● **BRIEF**
Would you write out the listing verbatim and skip every picture in it?

● **SUPPLIED RECORDS**
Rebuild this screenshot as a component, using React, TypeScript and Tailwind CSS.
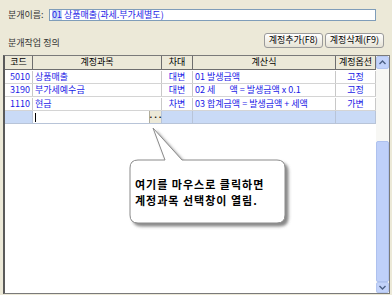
import React from 'react';

interface Row {
  code: string;
  name: string;
  dc: string;
  formula: string;
  opt: string;
}

const rows: Row[] = [
  { code: '5010', name: '상품매출', dc: '대변', formula: '01 발생금액', opt: '고정' },
  { code: '3190', name: '부가세예수금', dc: '대변', formula: '02 세       액 = 발생금액 x 0.1', opt: '고정' },
  { code: '1110', name: '현금', dc: '차변', formula: '03 합계금액 = 발생금액 + 세액', opt: '가변' },
];

const XpButton: React.FC<{ label: string }> = ({ label }) => (
  <button className="h-[15px] px-[4px] rounded-[3px] border border-[#9a9a9a] bg-gradient-to-b from-white to-[#e6e3d6] text-[9px] leading-[12px] text-black">
    {label}
  </button>
);

const Callout: React.FC = () => (
  <div className="absolute left-[125px] top-[124px] w-[172px] h-[108px]">
    <svg width="172" height="108" viewBox="0 0 172 108">
      <defs>
        <filter id="sh" x="-10%" y="-10%" width="130%" height="130%">
          <feDropShadow dx="3" dy="3" stdDeviation="1.5" floodColor="#555" floodOpacity="0.7" />
        </filter>
      </defs>
      <path
        d="M13 36 L40 36 L28 4 L57 36 L152 36 Q160 36 160 44 L160 91 Q160 99 152 99 L13 99 Q5 99 5 91 L5 44 Q5 36 13 36 Z"
        fill="white"
        stroke="#8a8a8a"
        strokeWidth="1"
        filter="url(#sh)"
      />
    </svg>
    <div className="absolute left-[10px] top-[52px] text-[11px] leading-[16px] tracking-[1px] font-semibold text-black whitespace-nowrap">
      <div>여기를 마우스로 클릭하면</div>
      <div>계정과목 선택창이 열림.</div>
    </div>
  </div>
);

export default function App() {
  const cell = 'border-r border-[#c8c8c8] px-[2px] whitespace-pre overflow-hidden';
  return (
    <div className="relative w-[392px] h-[295px] bg-[#ECE9D8] overflow-hidden font-['Noto_Sans_CJK_KR','Noto_Sans',sans-serif] text-[9px] leading-[12px]">
      {/* 분개이름 */}
      <div className="flex items-center pt-[9px] pl-[8px]">
        <span className="w-[41px] text-[#333]">분개이름:</span>
        <div className="w-[327px] h-[12px] bg-white border border-[#7F9DB9] flex items-center pl-[2px] text-[#1a1ae6] leading-[10px]">
          <span className="bg-[#c9d9f7]">01</span>
          <span>&nbsp;상품매출(과세.부가세별도)</span>
        </div>
      </div>

      {/* 분개작업 정의 + buttons */}
      <div className="flex items-center mt-[10px] pl-[8px] pr-[8px]">
        <span className="pt-[6px] text-[#333]">분개작업 정의</span>
        <div className="ml-auto flex gap-[2px]">
          <XpButton label="계정추가(F8)" />
          <XpButton label="계정삭제(F9)" />
        </div>
      </div>

      {/* grid */}
      <div className="mt-[6px] ml-[3px] w-[387px] h-[239px] border border-[#7a7a7a] border-l-[2px] border-l-[#5a5a5a] bg-white flex">
        <div className="flex-1 flex flex-col">
          <div className="flex h-[14px] bg-[#ECE9D8] border-b border-[#6e6e6e] text-black">
            <div className="w-[28px] text-center border-r border-[#6e6e6e]">코드</div>
            <div className="w-[129px] text-center border-r border-[#6e6e6e]">계정과목</div>
            <div className="w-[31px] text-center border-r border-[#6e6e6e]">차대</div>
            <div className="w-[143px] text-center border-r border-[#6e6e6e]">계산식</div>
            <div className="flex-1 text-center border-r border-[#6e6e6e]">계정옵션</div>
          </div>
          {rows.map((r, i) => (
            <div
              key={r.code}
              className={`flex ${i === 1 ? 'h-[13px]' : 'h-[14px]'} items-center border-b border-[#d4d4d4] text-[#1a1ae6]`}
            >
              <div className={`w-[28px] text-right ${cell}`}>{r.code}</div>
              <div className={`w-[129px] ${cell}`}>{r.name}</div>
              <div className={`w-[31px] text-center ${cell}`}>{r.dc}</div>
              <div className={`w-[143px] ${cell}`}>{r.formula}</div>
              <div className={`flex-1 text-center ${cell}`}>{r.opt}</div>
            </div>
          ))}
          {/* edit row */}
          <div className="flex h-[13px] bg-[#C9DAF6] border-b border-[#b8c4d8]">
            <div className="w-[28px] border-r border-[#b8c4d8]" />
            <div className="w-[129px] flex border-r border-[#b8c4d8]">
              <div className="flex-1 bg-white flex items-center pl-[2px]">
                <span className="w-px h-[9px] bg-black" />
              </div>
              <div className="w-[12px] bg-[#ECE9D8] border-l border-[#b0ad9c] flex items-center justify-center text-[8px] font-bold leading-none text-black">
                ···
              </div>
            </div>
            <div className="w-[31px] border-r border-[#b8c4d8]" />
            <div className="w-[143px] border-r border-[#b8c4d8]" />
            <div className="flex-1 border-r border-[#b8c4d8]" />
          </div>
        </div>

        {/* scrollbar */}
        <div className="w-[13px] flex flex-col bg-[#F7F7F4]">
          <div className="h-[13px] bg-[#C3D3FA] border border-[#b4c6f0] rounded-[2px] flex items-center justify-center">
            <svg width="7" height="5" viewBox="0 0 7 5">
              <path d="M0.5 4 L3.5 1 L6.5 4" fill="none" stroke="#4d6185" strokeWidth="1.4" />
            </svg>
          </div>
          <div className="h-[72px]" />
          <div className="flex-1 bg-[#BFD0F9] border border-[#aec1ee] rounded-[2px]" />
          <div className="h-[11px] bg-[#C3D3FA] border border-[#b4c6f0] rounded-[2px] flex items-center justify-center">
            <svg width="7" height="5" viewBox="0 0 7 5">
              <path d="M0.5 1 L3.5 4 L6.5 1" fill="none" stroke="#4d6185" strokeWidth="1.4" />
            </svg>
          </div>
        </div>
      </div>

      <Callout />
    </div>
  );
}
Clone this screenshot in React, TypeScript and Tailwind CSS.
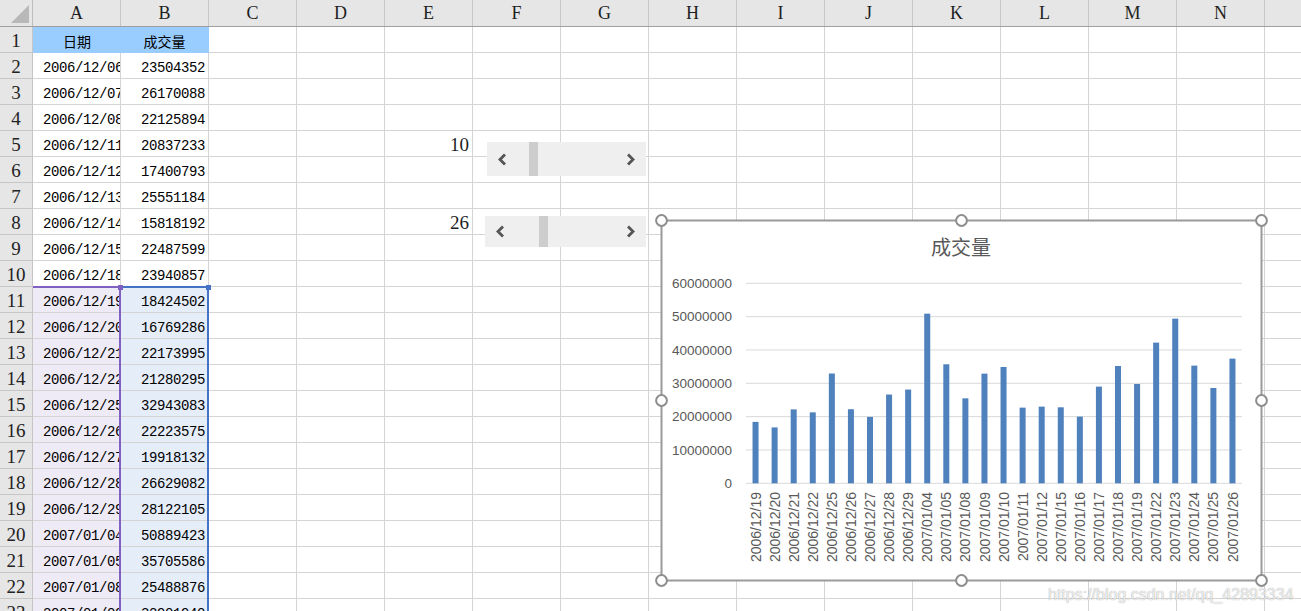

● **SOLUTION**
Rebuild this screenshot as a component, using React, TypeScript and Tailwind CSS.
import React from 'react';

interface Row {
  code: string;
  name: string;
  dc: string;
  formula: string;
  opt: string;
}

const rows: Row[] = [
  { code: '5010', name: '상품매출', dc: '대변', formula: '01 발생금액', opt: '고정' },
  { code: '3190', name: '부가세예수금', dc: '대변', formula: '02 세       액 = 발생금액 x 0.1', opt: '고정' },
  { code: '1110', name: '현금', dc: '차변', formula: '03 합계금액 = 발생금액 + 세액', opt: '가변' },
];

const XpButton: React.FC<{ label: string }> = ({ label }) => (
  <button className="h-[15px] px-[4px] rounded-[3px] border border-[#9a9a9a] bg-gradient-to-b from-white to-[#e6e3d6] text-[9px] leading-[12px] text-black">
    {label}
  </button>
);

const Callout: React.FC = () => (
  <div className="absolute left-[125px] top-[124px] w-[172px] h-[108px]">
    <svg width="172" height="108" viewBox="0 0 172 108">
      <defs>
        <filter id="sh" x="-10%" y="-10%" width="130%" height="130%">
          <feDropShadow dx="3" dy="3" stdDeviation="1.5" floodColor="#555" floodOpacity="0.7" />
        </filter>
      </defs>
      <path
        d="M13 36 L40 36 L28 4 L57 36 L152 36 Q160 36 160 44 L160 91 Q160 99 152 99 L13 99 Q5 99 5 91 L5 44 Q5 36 13 36 Z"
        fill="white"
        stroke="#8a8a8a"
        strokeWidth="1"
        filter="url(#sh)"
      />
    </svg>
    <div className="absolute left-[10px] top-[52px] text-[11px] leading-[16px] tracking-[1px] font-semibold text-black whitespace-nowrap">
      <div>여기를 마우스로 클릭하면</div>
      <div>계정과목 선택창이 열림.</div>
    </div>
  </div>
);

export default function App() {
  const cell = 'border-r border-[#c8c8c8] px-[2px] whitespace-pre overflow-hidden';
  return (
    <div className="relative w-[392px] h-[295px] bg-[#ECE9D8] overflow-hidden font-['Noto_Sans_CJK_KR','Noto_Sans',sans-serif] text-[9px] leading-[12px]">
      {/* 분개이름 */}
      <div className="flex items-center pt-[9px] pl-[8px]">
        <span className="w-[41px] text-[#333]">분개이름:</span>
        <div className="w-[327px] h-[12px] bg-white border border-[#7F9DB9] flex items-center pl-[2px] text-[#1a1ae6] leading-[10px]">
          <span className="bg-[#c9d9f7]">01</span>
          <span>&nbsp;상품매출(과세.부가세별도)</span>
        </div>
      </div>

      {/* 분개작업 정의 + buttons */}
      <div className="flex items-center mt-[10px] pl-[8px] pr-[8px]">
        <span className="pt-[6px] text-[#333]">분개작업 정의</span>
        <div className="ml-auto flex gap-[2px]">
          <XpButton label="계정추가(F8)" />
          <XpButton label="계정삭제(F9)" />
        </div>
      </div>

      {/* grid */}
      <div className="mt-[6px] ml-[3px] w-[387px] h-[239px] border border-[#7a7a7a] border-l-[2px] border-l-[#5a5a5a] bg-white flex">
        <div className="flex-1 flex flex-col">
          <div className="flex h-[14px] bg-[#ECE9D8] border-b border-[#6e6e6e] text-black">
            <div className="w-[28px] text-center border-r border-[#6e6e6e]">코드</div>
            <div className="w-[129px] text-center border-r border-[#6e6e6e]">계정과목</div>
            <div className="w-[31px] text-center border-r border-[#6e6e6e]">차대</div>
            <div className="w-[143px] text-center border-r border-[#6e6e6e]">계산식</div>
            <div className="flex-1 text-center border-r border-[#6e6e6e]">계정옵션</div>
          </div>
          {rows.map((r, i) => (
            <div
              key={r.code}
              className={`flex ${i === 1 ? 'h-[13px]' : 'h-[14px]'} items-center border-b border-[#d4d4d4] text-[#1a1ae6]`}
            >
              <div className={`w-[28px] text-right ${cell}`}>{r.code}</div>
              <div className={`w-[129px] ${cell}`}>{r.name}</div>
              <div className={`w-[31px] text-center ${cell}`}>{r.dc}</div>
              <div className={`w-[143px] ${cell}`}>{r.formula}</div>
              <div className={`flex-1 text-center ${cell}`}>{r.opt}</div>
            </div>
          ))}
          {/* edit row */}
          <div className="flex h-[13px] bg-[#C9DAF6] border-b border-[#b8c4d8]">
            <div className="w-[28px] border-r border-[#b8c4d8]" />
            <div className="w-[129px] flex border-r border-[#b8c4d8]">
              <div className="flex-1 bg-white flex items-center pl-[2px]">
                <span className="w-px h-[9px] bg-black" />
              </div>
              <div className="w-[12px] bg-[#ECE9D8] border-l border-[#b0ad9c] flex items-center justify-center text-[8px] font-bold leading-none text-black">
                ···
              </div>
            </div>
            <div className="w-[31px] border-r border-[#b8c4d8]" />
            <div className="w-[143px] border-r border-[#b8c4d8]" />
            <div className="flex-1 border-r border-[#b8c4d8]" />
          </div>
        </div>

        {/* scrollbar */}
        <div className="w-[13px] flex flex-col bg-[#F7F7F4]">
          <div className="h-[13px] bg-[#C3D3FA] border border-[#b4c6f0] rounded-[2px] flex items-center justify-center">
            <svg width="7" height="5" viewBox="0 0 7 5">
              <path d="M0.5 4 L3.5 1 L6.5 4" fill="none" stroke="#4d6185" strokeWidth="1.4" />
            </svg>
          </div>
          <div className="h-[72px]" />
          <div className="flex-1 bg-[#BFD0F9] border border-[#aec1ee] rounded-[2px]" />
          <div className="h-[11px] bg-[#C3D3FA] border border-[#b4c6f0] rounded-[2px] flex items-center justify-center">
            <svg width="7" height="5" viewBox="0 0 7 5">
              <path d="M0.5 1 L3.5 4 L6.5 1" fill="none" stroke="#4d6185" strokeWidth="1.4" />
            </svg>
          </div>
        </div>
      </div>

      <Callout />
    </div>
  );
}
Clone this screenshot in React, TypeScript and Tailwind CSS.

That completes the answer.